**Task requirements**:
In the data below, find each line containing the string "React" and return it.

-- START Data --

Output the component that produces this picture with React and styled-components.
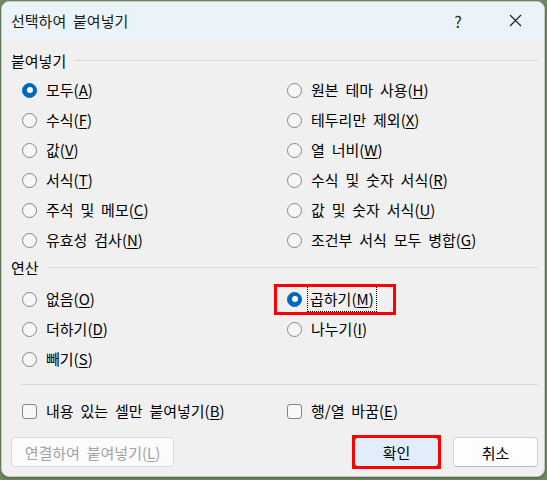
import React from "react";
import styled, { createGlobalStyle, css } from "styled-components";

const Global = createGlobalStyle`
  html, body { margin: 0; padding: 0; }
  body {
    background: #6f8a63;
    font-family: "Noto Sans CJK KR", "Noto Sans", sans-serif;
    width: 547px; height: 480px; overflow: hidden;
  }
`;

const Dialog = styled.div`
  box-sizing: border-box;
  margin: 1px 0 0 1px;
  width: 544px;
  height: 476px;
  background: #f0f0f0;
  border: 1px solid #c9c9c9;
  border-radius: 8px;
  overflow: hidden;
  display: flex;
  flex-direction: column;
  box-shadow: 0 1px 3px rgba(0,0,0,0.35);
  color: #000;
  font-size: 15px;
  word-spacing: 3.5px;
`;

const TitleBar = styled.div`
  height: 37px;
  background: #eaf4f8;
  display: flex;
  align-items: center;
  padding-left: 9px;
`;

const Title = styled.div`
  flex: 1;
  font-size: 15px;
  color: #1a1a1a;
`;

const TitleButton = styled.div`
  width: ${p => p.$w}px;
  height: 37px;
  display: flex;
  align-items: center;
  justify-content: center;
  font-size: 16px;
  color: #222;
`;

const Body = styled.div`
  flex: 1;
  display: flex;
  flex-direction: column;
  padding: 11px 6px 8px 9px;
`;

const SectionHeader = styled.div`
  height: 20px;
  display: flex;
  align-items: center;
  gap: 8px;
  margin-top: ${p => p.$mt || 0}px;
`;

const SectionLine = styled.div`
  flex: 1;
  height: 1px;
  background: #d8d8d8;
`;

const OptionGrid = styled.div`
  display: grid;
  grid-template-columns: 265px 1fr;
  grid-auto-rows: 30px;
  padding-left: 11px;
  margin-top: ${p => p.$mt || 0}px;
`;

const OptionRow = styled.label`
  position: relative;
  display: flex;
  align-items: center;
  gap: 9px;
  ${p => p.$highlight && css`
    &::after {
      content: "";
      position: absolute;
      left: -13px;
      top: 0px;
      width: 122px;
      height: 31px;
      box-sizing: border-box;
      border: 3px solid #f00;
      pointer-events: none;
    }
  `}
`;

const RadioCircle = styled.span`
  box-sizing: border-box;
  width: 15px;
  height: 15px;
  border-radius: 50%;
  flex: none;
  ${p => p.$checked ? css`
    background: #0067c0;
    border: 1px solid #0067c0;
    display: flex;
    align-items: center;
    justify-content: center;
    &::before {
      content: "";
      width: 6px;
      height: 6px;
      border-radius: 50%;
      background: #fff;
    }
  ` : css`
    background: #f7f7f7;
    border: 1px solid #858585;
  `}
`;

const Label = styled.span`
  white-space: nowrap;
  line-height: 20px;
  ${p => p.$focus && css`
    outline: 1px dotted #000;
    outline-offset: 2px;
    margin-left: -1px;
  `}
`;

const Key = styled.span`
  text-decoration: underline;
  text-underline-offset: 2px;
`;

const Separator = styled.div`
  height: 1px;
  background: #d8d8d8;
  margin: 10px 0 0 10px;
`;

const CheckRow = styled.div`
  display: grid;
  grid-template-columns: 265px 1fr;
  height: 20px;
  margin-top: 16px;
  padding-left: 11px;
`;

const CheckItem = styled.label`
  display: flex;
  align-items: center;
  gap: 9px;
`;

const CheckBox = styled.span`
  box-sizing: border-box;
  width: 15px;
  height: 15px;
  border-radius: 3px;
  border: 1px solid #858585;
  background: #f7f7f7;
  flex: none;
`;

const ButtonRow = styled.div`
  display: flex;
  align-items: center;
  margin-top: 16px;
  gap: 14px;
`;

const Button = styled.button`
  position: relative;
  box-sizing: border-box;
  height: 30px;
  width: ${p => p.$w}px;
  font-family: inherit;
  font-size: 15px;
  word-spacing: 3.5px;
  border-radius: 4px;
  padding: 0;
  border: 1px solid #d0d0d0;
  border-bottom-color: #bcbcbc;
  background: #fdfdfd;
  color: #000;
  ${p => p.$spacer && css`margin-right: auto;`}
  ${p => p.$disabled && css`
    color: #a2a2a2;
    border-color: #d9d9d9;
    background: #fbfbfb;
  `}
  ${p => p.$primary && css`
    background: #e1edf9;
    border: 1px solid #0067c0;
    &::after {
      content: "";
      position: absolute;
      left: -3px;
      top: -3px;
      right: -3px;
      bottom: -3px;
      border: 3px solid #f00;
      pointer-events: none;
    }
  `}
`;

const CloseIcon = () => (
  <svg width="13" height="13" viewBox="0 0 13 13">
    <path d="M1 1 L12 12 M12 1 L1 12" stroke="#222" strokeWidth="1.2" fill="none" />
  </svg>
);

const L = ({ text, k, focus }) => (
  <Label $focus={focus}>{text}(<Key>{k}</Key>)</Label>
);

const Radio = ({ checked, text, k, highlight, focus }) => (
  <OptionRow $highlight={highlight}>
    <RadioCircle $checked={checked} />
    <L text={text} k={k} focus={focus} />
  </OptionRow>
);

const pasteOpts = [
  ["모두", "A", true], ["원본 테마 사용", "H"],
  ["수식", "F"], ["테두리만 제외", "X"],
  ["값", "V"], ["열 너비", "W"],
  ["서식", "T"], ["수식 및 숫자 서식", "R"],
  ["주석 및 메모", "C"], ["값 및 숫자 서식", "U"],
  ["유효성 검사", "N"], ["조건부 서식 모두 병합", "G"],
];

export default function App() {
  return (
    <>
      <Global />
      <Dialog>
        <TitleBar>
          <Title>선택하여 붙여넣기</Title>
          <TitleButton $w={56}>?</TitleButton>
          <TitleButton $w={58}><CloseIcon /></TitleButton>
        </TitleBar>
        <Body>
          <SectionHeader>
            <span>붙여넣기</span>
            <SectionLine />
          </SectionHeader>
          <OptionGrid $mt={5}>
            {pasteOpts.map(([t, k, c]) => (
              <Radio key={k} text={t} k={k} checked={!!c} />
            ))}
          </OptionGrid>
          <SectionHeader $mt={2}>
            <span>연산</span>
            <SectionLine />
          </SectionHeader>
          <OptionGrid $mt={7}>
            <Radio text="없음" k="O" />
            <Radio text="곱하기" k="M" checked highlight focus />
            <Radio text="더하기" k="D" />
            <Radio text="나누기" k="I" />
            <Radio text="빼기" k="S" />
          </OptionGrid>
          <Separator />
          <CheckRow>
            <CheckItem><CheckBox /><L text="내용 있는 셀만 붙여넣기" k="B" /></CheckItem>
            <CheckItem><CheckBox /><L text="행/열 바꿈" k="E" /></CheckItem>
          </CheckRow>
          <ButtonRow>
            <Button $w={163} $disabled $spacer>연결하여 붙여넣기(<Key>L</Key>)</Button>
            <Button $w={85} $primary>확인</Button>
            <Button $w={85}>취소</Button>
          </ButtonRow>
        </Body>
      </Dialog>
    </>
  );
}
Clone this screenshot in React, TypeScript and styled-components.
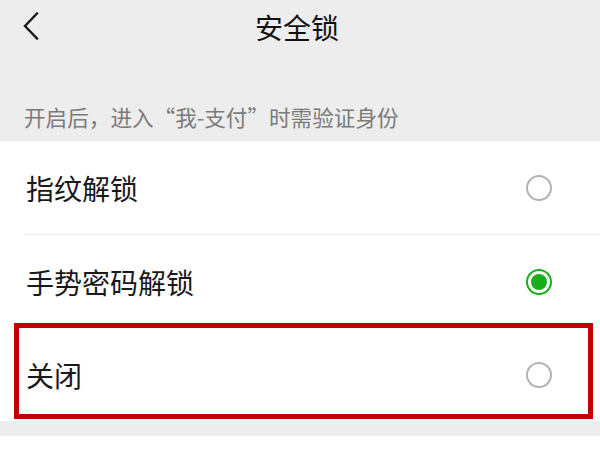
import { createGlobalStyle, styled } from 'styled-components'

// Экран настройки "安全锁" (WeChat)

const GlobalStyle = createGlobalStyle`
  html, body {
    margin: 0;
    padding: 0;
    background: #ffffff;
  }
  body {
    font-family: "Noto Sans CJK SC", "Noto Sans", sans-serif;
  }
`

type Option = {
  id: string
  label: string
  checked: boolean
  marked?: boolean
}

const options: Option[] = [
  { id: 'finger', label: '指纹解锁', checked: false },
  { id: 'gesture', label: '手势密码解锁', checked: true },
  { id: 'off', label: '关闭', checked: false, marked: true },
]

const BackIcon = () => (
  <svg width="20" height="28" viewBox="0 0 20 28" fill="none">
    <path d="M15 1.5 L3 14 L15 26.5" stroke="#1a1a1a" strokeWidth="2.4" strokeLinecap="square" />
  </svg>
)

const App = () => {
  return (
    <>
      <GlobalStyle />
      <StyledPage>
        <StyledHeader>
          <StyledBack>
            <BackIcon />
          </StyledBack>
          <StyledTitle>安全锁</StyledTitle>
        </StyledHeader>
        <StyledHint>开启后，进入“我-支付”时需验证身份</StyledHint>
        <StyledList>
          {options.map((item, index) => (
            <div key={item.id}>
              {index === 1 && <StyledDivider />}
              <StyledRow>
                <StyledLabel>{item.label}</StyledLabel>
                <StyledRadio $checked={item.checked} />
                {item.marked && <StyledMark />}
              </StyledRow>
            </div>
          ))}
        </StyledList>
        <StyledFooterGap />
      </StyledPage>
    </>
  )
}

export default App

const StyledPage = styled.div`
  width: 600px;
  height: 450px;
  overflow: hidden;
  display: flex;
  flex-direction: column;
  background: #ffffff;
`

const StyledHeader = styled.div`
  height: 54px;
  display: flex;
  align-items: center;
  justify-content: center;
  background: #ededed;
  position: relative;
`

const StyledBack = styled.div`
  position: absolute;
  left: 22px;
  top: 12px;
  display: flex;
  cursor: pointer;
`

const StyledTitle = styled.div`
  font-size: 28px;
  line-height: 1;
  color: #111111;
  margin-left: -6px;
`

const StyledHint = styled.div`
  height: 87px;
  box-sizing: border-box;
  padding: 0 24px 13px;
  display: flex;
  align-items: flex-end;
  background: #ededed;

  font-size: 21.6px;
  line-height: 1;
  color: #7b7b7b;
`

const StyledList = styled.div`
  display: flex;
  flex-direction: column;
  background: #ffffff;
`

const StyledDivider = styled.div`
  height: 1px;
  margin-left: 24px;
  background: #ececec;
`

const StyledRow = styled.div`
  height: 93px;
  box-sizing: border-box;
  padding: 0 48px 0 26px;
  display: flex;
  align-items: center;
  justify-content: space-between;
  position: relative;
`

const StyledLabel = styled.div`
  font-size: 28px;
  line-height: 1;
  color: #191919;
`

const StyledRadio = styled.div<{ $checked: boolean }>`
  width: 26px;
  height: 26px;
  box-sizing: border-box;
  border-radius: 50%;
  border: 2px solid ${({ $checked }) => ($checked ? '#1aad19' : '#b2b2b2')};
  padding: 3px;
  background: #ffffff;

  &::after {
    content: '';
    display: ${({ $checked }) => ($checked ? 'block' : 'none')};
    width: 100%;
    height: 100%;
    border-radius: 50%;
    background: #1aad19;
  }
`

const StyledMark = styled.div`
  position: absolute;
  left: 14px;
  right: 7px;
  top: -5px;
  bottom: 2px;
  border: 5px solid #c00000;
  pointer-events: none;
`

const StyledFooterGap = styled.div`
  height: 15px;
  background: #ededed;
`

-- END Data --

**Solution**:
Output the component that produces this picture with React and styled-components.
import React from "react";
Clone this screenshot in React, TypeScript and styled-components.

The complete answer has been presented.